El escaso entusiasmo despertado por la celebración del Día de Europa (salvemos el acto de Yuste) sugiere algunas reflexiones. Cada vez está más claro que en la construcción europea prima una estrategia funcionalista frente a una concepción constitucionalista o de preocupación por los derechos de los ciudadanos. Los líderes prefieren una mera asociación de Estados a una organización política de tipo confederal, que limitaría la soberanía de los países miembros. Tienen razón los que dicen que Europa es una mera comunidad de estabilidad presupuestaria donde priman los objetivos económicos y se postergan cometidos más importantes.

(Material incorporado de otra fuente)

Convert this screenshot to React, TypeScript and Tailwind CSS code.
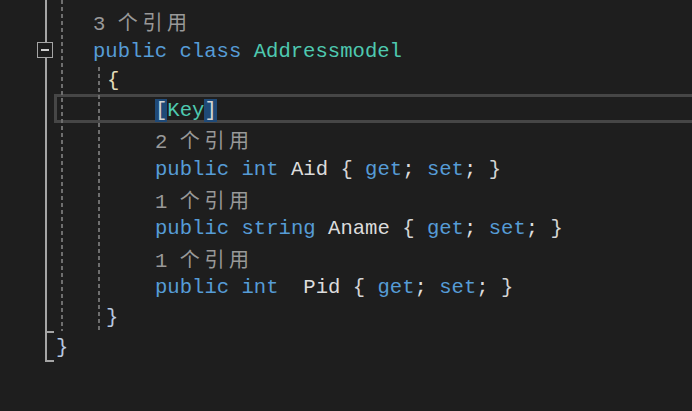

La falta de políticas sociales está produciendo desafección a la idea de Europa. En el Reino Unido el Brexit cuenta cada día con más adeptos, y los eurófobos, xenófobos y euroescépticos están en ascenso porque se aprovechan del fracaso de las políticas europeas.

Parece que el acontecimiento más destacado en Europa en la próxima década será su declive económico. Europa no es consciente de hasta qué punto se está volviendo irrelevante para el resto del mundo. El raquítico crecimiento económico, la insustancial política exterior y su burocracia política (el caso de los refugiados es un ejemplo) están llevando a muchos europeos a la pérdida de confianza en los políticos, en el euro y en la UE. Europa despega cuando hay líderes que impulsan la unión, y se estanca cuando caemos en manos de mediocres que, ante la falta de ideas, se pliegan a los dictados de los tecnócratas.

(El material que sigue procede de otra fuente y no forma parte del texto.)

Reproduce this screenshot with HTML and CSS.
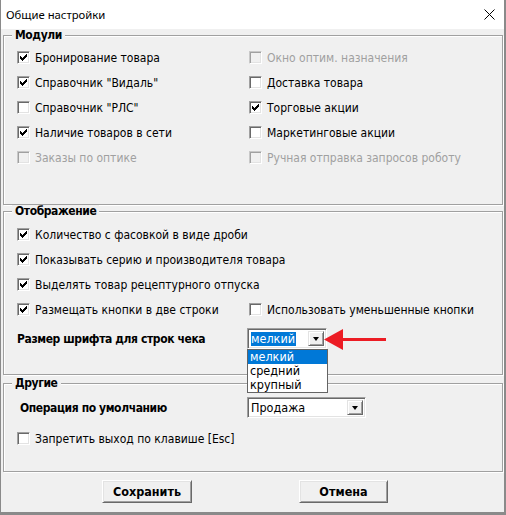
FILE: index.html
```html
<!DOCTYPE html>
<html lang="ru">
<head>
<meta charset="utf-8">
<title>Общие настройки</title>
<link rel="stylesheet" href="styles.css">
</head>
<body>
<div class="window">
  <div class="titlebar">
    <span class="title">Общие настройки</span>
    <svg class="close" width="11" height="11" viewBox="0 0 11 11"><path d="M0.5 0.5 L10.5 10.5 M10.5 0.5 L0.5 10.5" stroke="#000" stroke-width="1" fill="none"/></svg>
  </div>
  <div class="content">
    <fieldset class="group g1">
      <legend>Модули</legend>
      <div class="body grid2">
        <div class="row"><span class="cb on"></span><span>Бронирование товара</span></div>
        <div class="row disabled"><span class="cb"></span><span>Окно оптим. назначения</span></div>
        <div class="row"><span class="cb on"></span><span>Справочник "Видаль"</span></div>
        <div class="row"><span class="cb"></span><span>Доставка товара</span></div>
        <div class="row"><span class="cb"></span><span>Справочник "РЛС"</span></div>
        <div class="row"><span class="cb on"></span><span>Торговые акции</span></div>
        <div class="row"><span class="cb on"></span><span>Наличие товаров в сети</span></div>
        <div class="row"><span class="cb"></span><span>Маркетинговые акции</span></div>
        <div class="row disabled"><span class="cb"></span><span>Заказы по оптике</span></div>
        <div class="row disabled"><span class="cb"></span><span>Ручная отправка запросов роботу</span></div>
      </div>
    </fieldset>
    <fieldset class="group g2">
      <legend>Отображение</legend>
      <div class="body">
        <div class="row"><span class="cb on"></span><span>Количество с фасовкой в виде дроби</span></div>
        <div class="row"><span class="cb on"></span><span>Показывать серию и производителя товара</span></div>
        <div class="row"><span class="cb on"></span><span>Выделять товар рецептурного отпуска</span></div>
        <div class="grid2">
          <div class="row"><span class="cb on"></span><span>Размещать кнопки в две строки</span></div>
          <div class="row"><span class="cb"></span><span>Использовать уменьшенные кнопки</span></div>
        </div>
        <div class="field-row font-row">
          <span class="label">Размер шрифта для строк чека</span>
          <div class="combo-wrap">
            <div class="combo small">
              <span class="combo-text"><span class="sel">мелкий</span></span>
              <span class="combo-btn"><span class="tri"></span></span>
            </div>
            <ul class="dropdown">
              <li class="hl">мелкий</li>
              <li>средний</li>
              <li>крупный</li>
            </ul>
            <svg class="arrow" width="64" height="23" viewBox="0 0 64 23"><path d="M1 11.5 L20 1 L20 22 Z" fill="#ec1c24"/><rect x="19" y="10" width="44" height="3" fill="#ec1c24"/></svg>
          </div>
        </div>
      </div>
    </fieldset>
    <fieldset class="group g3">
      <legend>Другие</legend>
      <div class="body">
        <div class="field-row op-row">
          <span class="label">Операция по умолчанию</span>
          <div class="combo wide">
            <span class="combo-text">Продажа</span>
            <span class="combo-btn"><span class="tri"></span></span>
          </div>
        </div>
        <div class="row esc-row"><span class="cb"></span><span>Запретить выход по клавише [Esc]</span></div>
      </div>
    </fieldset>
    <div class="buttons">
      <button class="btn save">Сохранить</button>
      <button class="btn cancel">Отмена</button>
    </div>
  </div>
</div>
</body>
</html>
```
FILE: styles.css
```css
html, body {
  margin: 0;
  padding: 0;
  background: #f0f0f0;
}
.window {
  width: 506px;
  height: 515px;
  box-sizing: border-box;
  border-left: 1px solid #8a8a8a;
  border-right: 2px solid #8a8a8a;
  border-bottom: 3px solid #8a8a8a;
  background: #f0f0f0;
  display: flex;
  flex-direction: column;
  font-family: "DejaVu Sans Condensed", "DejaVu Sans", sans-serif;
  font-stretch: condensed;
  font-size: 12px;
  color: #000;
}
.titlebar {
  height: 29px;
  flex: none;
  background: #fff;
  display: flex;
  align-items: center;
  justify-content: space-between;
  padding: 0 9px 0 5px;
}
.title {
  font-family: "Noto Sans", "Open Sans", sans-serif;
  font-stretch: normal;
  font-size: 11.3px;
  color: #000;
}
.close {
  display: block;
}
.content {
  flex: 1;
  padding: 0 1px 0 2px;
  display: flex;
  flex-direction: column;
}
.group {
  margin: 0;
  padding: 0;
  min-width: 0;
  border: 1px solid #a0a0a0;
  box-shadow: 1px 1px 0 #fff, inset 1px 1px 0 #fff;
}
.group legend {
  margin-left: 8px;
  padding: 0 3px;
  line-height: 12px;
  font-weight: bold;
  letter-spacing: -0.4px;
  background: #f0f0f0;
}
.g1 .body { height: 163px; padding: 4px 0 0 13px; box-sizing: border-box; }
.g2 { margin-top: 0; }
.g2 .body { height: 157px; padding: 5px 0 0 13px; box-sizing: border-box; }
.g3 { margin-top: 2px; }
.g3 .body { height: 82px; padding: 6px 0 0 13px; box-sizing: border-box; }
.grid2 {
  display: grid;
  grid-template-columns: 232px 1fr;
  align-content: start;
}
.row {
  height: 25px;
  display: flex;
  align-items: center;
  white-space: nowrap;
}
.cb {
  width: 13px;
  height: 13px;
  box-sizing: border-box;
  flex: none;
  margin-right: 5px;
  border: 1px solid;
  border-color: #a0a0a0 #fff #fff #a0a0a0;
  box-shadow: inset 1px 1px 0 #696969, inset -1px -1px 0 #e3e3e3;
  background: #fff;
  position: relative;
}
.cb.on {
  background: #fff url("data:image/svg+xml,%3Csvg xmlns='http://www.w3.org/2000/svg' width='7' height='7' viewBox='0 0 7 7' shape-rendering='crispEdges'%3E%3Cpath d='M0 2h1v3H0zM1 3h1v3H1zM2 4h1v3H2zM3 3h1v3H3zM4 2h1v3H4zM5 1h1v3H5zM6 0h1v3H6z' fill='%23000'/%3E%3C/svg%3E") no-repeat 2px 2px;
}
.row.disabled { color: #a0a0a0; }
.row.disabled .cb {
  background: #f0f0f0;
  border-color: #c8c8c8 #fff #fff #c8c8c8;
  box-shadow: inset 1px 1px 0 #a0a0a0, inset -1px -1px 0 #e3e3e3;
}
.field-row {
  display: flex;
  align-items: center;
  height: 25px;
}
.font-row { margin-top: 4px; }
.label {
  font-weight: bold;
  letter-spacing: -0.4px;
  width: 230px;
  flex: none;
}
.op-row .label { padding-left: 3px; width: 227px; }
.esc-row { margin-top: 6px; }
.combo-wrap {
  position: relative;
}
.combo {
  display: flex;
  box-sizing: border-box;
  height: 21px;
  padding: 2px;
  border: 1px solid;
  border-color: #a0a0a0 #fff #fff #a0a0a0;
  box-shadow: inset 1px 1px 0 #696969, inset -1px -1px 0 #e3e3e3;
  background: #fff;
}
.combo.small { width: 80px; }
.combo.wide { width: 119px; }
.combo-text {
  flex: 1;
  display: flex;
  align-items: center;
  padding-left: 1px;
  line-height: 14px;
  font-size: 12.5px;
}
.sel {
  background: #0078d7;
  color: #fff;
  padding: 0 1px 0 0;
}
.combo-btn {
  width: 16px;
  box-sizing: border-box;
  background: #f0f0f0;
  border: 1px solid;
  border-color: #e3e3e3 #696969 #696969 #e3e3e3;
  box-shadow: inset 1px 1px 0 #fff, inset -1px -1px 0 #a0a0a0;
  display: flex;
  align-items: center;
  justify-content: center;
}
.tri {
  width: 0;
  height: 0;
  border-left: 3.5px solid transparent;
  border-right: 3.5px solid transparent;
  border-top: 4px solid #000;
}
.dropdown {
  position: absolute;
  left: 0;
  top: 100%;
  margin: 0;
  padding: 0;
  list-style: none;
  width: 81px;
  box-sizing: border-box;
  border: 1px solid #646464;
  background: #fff;
  z-index: 2;
  font-size: 12.5px;
}
.dropdown li {
  height: 14px;
  line-height: 14px;
  padding-left: 2px;
}
.dropdown li.hl {
  background: #0078d7;
  color: #fff;
}
.arrow {
  position: absolute;
  left: 76px;
  top: 0;
  z-index: 3;
}
.buttons {
  display: flex;
  margin-top: 8px;
  padding-left: 99px;
  gap: 107px;
}
.btn {
  height: 23px;
  box-sizing: border-box;
  font-family: inherit;
  font-stretch: condensed;
  font-size: 12.5px;
  font-weight: bold;
  color: #000;
  background: #f0f0f0;
  border: 1px solid;
  border-color: #fff #696969 #696969 #fff;
  box-shadow: inset 1px 1px 0 #e3e3e3, inset -1px -1px 0 #a0a0a0;
  padding: 0;
}
.btn.save { width: 90px; }
.btn.cancel { width: 89px; }
```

No obstante, hay que reconocer que hasta ahora el resultado de la Unión es positivo en agricultura, moneda única o infraestructuras, y se han producido interesantes avances en materia de unidad de mercado y protección de los consumidores. Pero, si de verdad queremos una Europa próspera, debe mejorarse la capacidad de sus órganos de decisión y hacer que el Parlamento sea plenamente legislativo. El futuro por el que hemos de apostar es una Europa de corte confederal (el Estado-nación responde a una idea medieval en vías de superación). La europeidad, que durante muchos años se ha tenido como un afán de los europeos, ha perdido hoy el poder de impulsar un proyecto común. De cara a un futuro, el escenario más previsible será la construcción de una Europa ciertamente diferente. Quizá haya que ir a una Unión Europea de dos velocidades, donde algunos países tendrán que salir y otros caminarán hacia una unión política, fiscal y económica más firme, pero con un alcance necesariamente más social.